En marge du Séminaire « Pour une croissance inclusive : l’emploi des jeunes et le développement régional », tenu le 20 mai à Tunis et organisé par l’Agence japonaise de coopération internationale (JICA), en partenariat avec l’Ecole supérieure de commerce de Tunis (ESC) et le Think Tank Brooking Institution, nous avons interviewé Meher Gassab, directeur de l’Ecole Supérieure de Commerce (ESC) et spécialiste en économie publique. Interview :
leconomistemaghrebin.com : Les économistes parlent de l’échec du modèle de développement tunisien de l’avant 14 janvier. Quelles sont les causes de cet échec ?
Meher Gassab : Tout d’abord, il faut parler des indicateurs de l’échec. Certes, ce modèle a généré de la croissance, mais malheureusement cette croissance n’a pas créé suffisamment d’emplois et n’a pas assuré l’équilibre entre les régions, ce qui nous amène à dire que c’est une croissance non inclusive.
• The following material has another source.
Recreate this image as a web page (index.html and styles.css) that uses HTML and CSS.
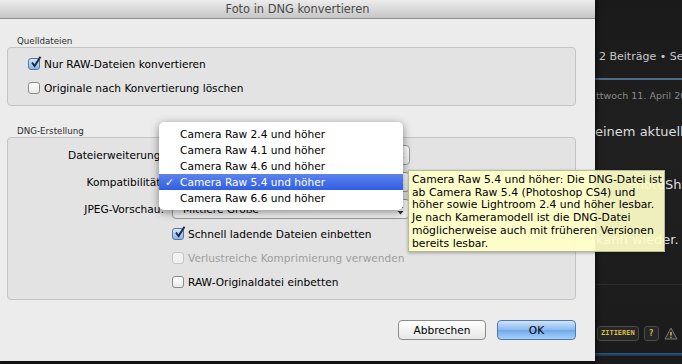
FILE: index.html
```html
<!DOCTYPE html>
<html>
<head>
	<meta charset="utf-8">
	<title>Foto in DNG konvertieren</title>
	<link rel="stylesheet" href="styles.css">
</head>
<body>
<div class="screen">
	<div class="dialog">
		<div class="titlebar">Foto in DNG konvertieren</div>
		<div class="dialog-body">
			<div class="group-label">Quelldateien</div>
			<div class="group group-source">
				<div class="check"><span class="box checked"><svg width="14" height="14" viewBox="0 0 14 14"><path d="M3 6.5 L5.6 10 L11.5 0.8" fill="none" stroke="#1d2b47" stroke-width="2"/></svg></span>Nur RAW-Dateien konvertieren</div>
				<div class="check"><span class="box"></span>Originale nach Konvertierung löschen</div>
			</div>
			<div class="group-label group-label-dng">DNG-Erstellung</div>
			<div class="group group-dng">
				<div class="fields">
					<div class="field-label">Dateierweiterung:</div>
					<div class="popup"><span></span><svg class="arrows" width="7" height="11" viewBox="0 0 7 11"><path d="M0.5 4 L3.5 0.5 L6.5 4 Z M0.5 7 L3.5 10.5 L6.5 7 Z" fill="#333"/></svg></div>
					<div class="field-label">Kompatibilität:</div>
					<div class="popup"><span></span><svg class="arrows" width="7" height="11" viewBox="0 0 7 11"><path d="M0.5 4 L3.5 0.5 L6.5 4 Z M0.5 7 L3.5 10.5 L6.5 7 Z" fill="#333"/></svg></div>
					<div class="field-label">JPEG-Vorschau:</div>
					<div class="popup"><span>Mittlere Größe</span><svg class="arrows" width="7" height="11" viewBox="0 0 7 11"><path d="M0.5 4 L3.5 0.5 L6.5 4 Z M0.5 7 L3.5 10.5 L6.5 7 Z" fill="#333"/></svg></div>
				</div>
				<div class="options">
					<div class="check"><span class="box checked"><svg width="14" height="14" viewBox="0 0 14 14"><path d="M3 6.5 L5.6 10 L11.5 0.8" fill="none" stroke="#1d2b47" stroke-width="2"/></svg></span>Schnell ladende Dateien einbetten</div>
					<div class="check check-disabled"><span class="box"></span>Verlustreiche Komprimierung verwenden</div>
					<div class="check"><span class="box"></span>RAW-Originaldatei einbetten</div>
				</div>
			</div>
			<div class="buttons">
				<div class="btn btn-cancel">Abbrechen</div>
				<div class="btn btn-default">OK</div>
			</div>
		</div>
		<div class="menu">
			<div class="menu-item">Camera Raw 2.4 und höher</div>
			<div class="menu-item">Camera Raw 4.1 und höher</div>
			<div class="menu-item">Camera Raw 4.6 und höher</div>
			<div class="menu-item selected"><span class="tick">✓</span>Camera Raw 5.4 und höher</div>
			<div class="menu-item">Camera Raw 6.6 und höher</div>
		</div>
	</div>
	<div class="forum">
		<div class="f-stats">2 Beiträge • Seite 1 von 1</div>
		<div class="f-divider"></div>
		<div class="f-date">ttwoch 11. April 2012</div>
		<div class="f-text">einem aktuellen</div>
		<div class="f-text f-photo">PhotoShop</div>
		<div class="f-text f-again">kann wieder.</div>
		<div class="f-sep"></div>
		<div class="f-actions">
			<span class="f-btn">ZITIEREN</span>
			<span class="f-btn f-btn-q">?</span>
			<svg class="f-warn" width="14" height="13" viewBox="0 0 14 13"><path d="M7 1 L13 12 L1 12 Z" fill="#2b2b2b" stroke="#777" stroke-width="1"/><path d="M7 5 V8.5 M7 9.8 V10.8" stroke="#d9bf4c" stroke-width="1.4"/></svg>
		</div>
		<div class="f-bottom"></div>
	</div>
	<div class="tooltip">Camera Raw 5.4 und höher: Die DNG-Datei ist<br>ab Camera Raw 5.4 (Photoshop CS4) und<br>höher sowie Lightroom 2.4 und höher lesbar.<br>Je nach Kameramodell ist die DNG-Datei<br>möglicherweise auch mit früheren Versionen<br>bereits lesbar.</div>
</div>
</body>
</html>
```

FILE: styles.css
```css
body {
	margin: 0;
	font-family: "DejaVu Sans", "Liberation Sans", sans-serif;
}
.screen {
	position: relative;
	display: flex;
	width: 682px;
	height: 364px;
	background: #171717;
	overflow: hidden;
}

/* dialog */
.dialog {
	position: relative;
	z-index: 1;
	flex: none;
	width: 595px;
	height: 361px;
	background: #ececec;
	box-shadow: 1px 0 5px rgba(0, 0, 0, 0.7);
	font-size: 10.6px;
	color: #000;
}
.titlebar {
	height: 18px;
	line-height: 18px;
	border-bottom: 1px solid #8e8e8e;
	background: linear-gradient(#ececec, #c6c6c6);
	text-align: center;
	font-size: 11.4px;
	color: #4a4a4a;
}
.dialog-body {
	padding: 16px 19px 0 7px;
}
.group-label {
	padding-left: 10px;
	font-size: 8.7px;
	line-height: 12px;
	color: #2c2c2c;
}
.group-label-dng {
	margin-top: 19px;
}
.group {
	background: #e3e3e3;
	border: 1px solid #c4c4c4;
	border-radius: 4px;
}
.group-source {
	padding: 4px 20px 5px;
}
.group-dng {
	padding: 7px 0 5px;
}
.check {
	display: flex;
	align-items: center;
	gap: 4px;
	height: 24px;
	white-space: nowrap;
}
.box {
	position: relative;
	box-sizing: border-box;
	width: 12px;
	height: 12px;
	border: 1px solid #8a8a8a;
	border-radius: 3px;
	background: linear-gradient(#ffffff, #e9e9e9);
}
.box.checked {
	border-color: #54779f;
	background: linear-gradient(#d4e5f8, #8cb6e6);
}
.box svg {
	position: absolute;
	left: 0;
	top: -3px;
}
.check-disabled {
	color: #9d9d9d;
}
.check-disabled .box {
	border-color: #c3c3c3;
	background: #f1f1f1;
}

.fields {
	display: grid;
	grid-template-columns: 156px 238px;
	column-gap: 8px;
	row-gap: 7px;
	align-items: center;
}
.field-label {
	text-align: right;
	white-space: nowrap;
}
.popup {
	display: flex;
	align-items: center;
	justify-content: space-between;
	box-sizing: border-box;
	height: 20px;
	padding: 0 5px 0 10px;
	border: 1px solid #9a9a9a;
	border-radius: 4px;
	background: linear-gradient(#ffffff, #ececec);
}
.options {
	margin-top: 3px;
	padding-left: 164px;
}

.buttons {
	display: flex;
	justify-content: flex-end;
	gap: 11px;
	margin-top: 20px;
}
.btn {
	box-sizing: border-box;
	height: 20px;
	line-height: 18px;
	border: 1px solid #8c8c8c;
	border-radius: 4px;
	background: linear-gradient(#ffffff, #e6e6e6);
	text-align: center;
}
.btn-cancel {
	width: 88px;
}
.btn-default {
	width: 79px;
	border-color: #4c78b4;
	background: linear-gradient(#cfe3fa, #8ab9ef 50%, #6fa7ec 51%, #a6d0f7);
}

/* popup menu over the dialog */
.menu {
	position: absolute;
	left: 159px;
	top: 122px;
	width: 244px;
	padding: 4px 0;
	background: #ffffff;
	border-radius: 5px;
	box-shadow: 0 2px 8px rgba(0, 0, 0, 0.45);
}
.menu-item {
	position: relative;
	height: 16px;
	line-height: 16px;
	padding-left: 21px;
}
.menu-item.selected {
	background: linear-gradient(#5d83ee, #2f5ee2);
	color: #fff;
}
.tick {
	position: absolute;
	left: 6px;
}

/* tooltip */
.tooltip {
	position: absolute;
	z-index: 2;
	left: 408px;
	top: 170px;
	box-sizing: border-box;
	width: 257px;
	height: 82px;
	padding: 3px 3px 0 3px;
	background: rgba(255, 255, 200, 0.93);
	border: 1px solid #b8b89a;
	box-shadow: 0 1px 3px rgba(0, 0, 0, 0.3);
	font-size: 10.8px;
	line-height: 12.7px;
	white-space: nowrap;
	color: #000;
}

/* forum page behind the dialog */
.forum {
	position: relative;
	flex: 1;
	overflow: hidden;
	white-space: nowrap;
	background: linear-gradient(#1a1a1a, #202020 40%, #1b1b1b);
	color: #c8c8c8;
}
.f-stats {
	margin-top: 50px;
	padding-left: 4px;
	line-height: 14px;
	font-size: 11px;
}
.f-divider {
	height: 2px;
	margin-top: 14px;
	background: #4d6a86;
}
.f-date {
	margin-top: 10px;
	padding-left: 1px;
	line-height: 12px;
	font-size: 9.5px;
	color: #8a8a8a;
}
.f-text {
	font-size: 13px;
	line-height: 16px;
	color: #dedede;
}
.f-date + .f-text {
	margin-top: 22px;
}
.f-photo {
	margin-top: 37px;
	padding-left: 33px;
}
.f-again {
	margin-top: 39px;
	padding-left: 1px;
}
.f-sep {
	height: 1px;
	margin-top: 36px;
	background: #2c2c2c;
}
.f-actions {
	display: flex;
	align-items: center;
	gap: 5px;
	margin-top: 41px;
	padding-left: 2px;
}
.f-btn {
	height: 13px;
	line-height: 13px;
	padding: 0 3px;
	border: 1px solid #4a4a4a;
	border-radius: 3px;
	background: #262626;
	font-family: "DejaVu Sans Mono", monospace;
	font-size: 7px;
	font-weight: bold;
	color: #d9bf4c;
}
.f-btn-q {
	padding: 0 4px;
	font-size: 8px;
}
.f-warn {
	flex: none;
}
.f-bottom {
	position: absolute;
	left: 0;
	right: 0;
	top: 353px;
	height: 3px;
	background: linear-gradient(#2f5a84, #163049);
}
```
Pour ce qui est des causes de l’échec, elles sont multiples. Prenons, par exemple, l’aspect institutionnel. Nous pouvons parler de déficit institutionnel qui a été à l’origine de l’échec de ce modèle de développement d’avant la révolution. Le déficit institutionnel, nous pouvons le résumer par le manque de participation, le faible niveau de démocratie, le clientélisme, la corruption etc…
Existe-t-il d’autres causes de l’échec de ce modèle ?
Oui tout à fait, il existe bel et bien d’autres causes, à savoir les disparités régionales. En décortiquant ces deux causes, nous pouvons trouver l’origine du problème. Il existe aussi des facteurs structurels pour une économie du développement qui n’a pas suffisamment de ressources pour créer des emplois et réaliser des investissement publics suffisants dans les régions et capable de créer davantage d’emplois.
Il faut probablement revoir la question du partenariat avec les organismes internationaux. Jusque-là, l’aide au développement n’a certainement pas aidé la Tunisie à surmonter toutes ses difficultés, notamment au niveau de la réduction du taux de chômage.
Quelles sont les conditions requises pour pouvoir instaurer un nouveau modèle de développement en rupture avec l’ancien modèle ?
Sachez qu’il n’existe pas de recette magique. Il est clair qu’aujourd’hui des efforts au niveau du développement institutionnel, au niveau de la transition démocratique, des réformes dans les secteurs clés de l’économie tunisienne sont nécessaires, voire cruciaux, sans oublier aussi l’éducation.
Les problèmes sont multiples et chaque problème doit être traité de manière précise. Le seul point sur lequel les participants au séminaire sont d’accord est la nécessité du développement des institutions pour permettre une croissance plus équitable qui assure une certaine justice sociale et qui réduise les disparités régionales en matière d’économie.
Et quelle place pour la décentralisation ?
Du point de vue politique maintenant, la décentralisation est un choix constitutionnel. Il reste la mise en pratique, le cheminement et le rythme à adopter pour mettre en place cette décentralisation. Et cela nécessite la réflexion de tous, économistes, politiciens et société civile. Il faut partir de l’existant, dépoussiérer le diagnostic régional et territorial disponible et faire de la prospective régionale en évitant autant que faire se peut les erreurs.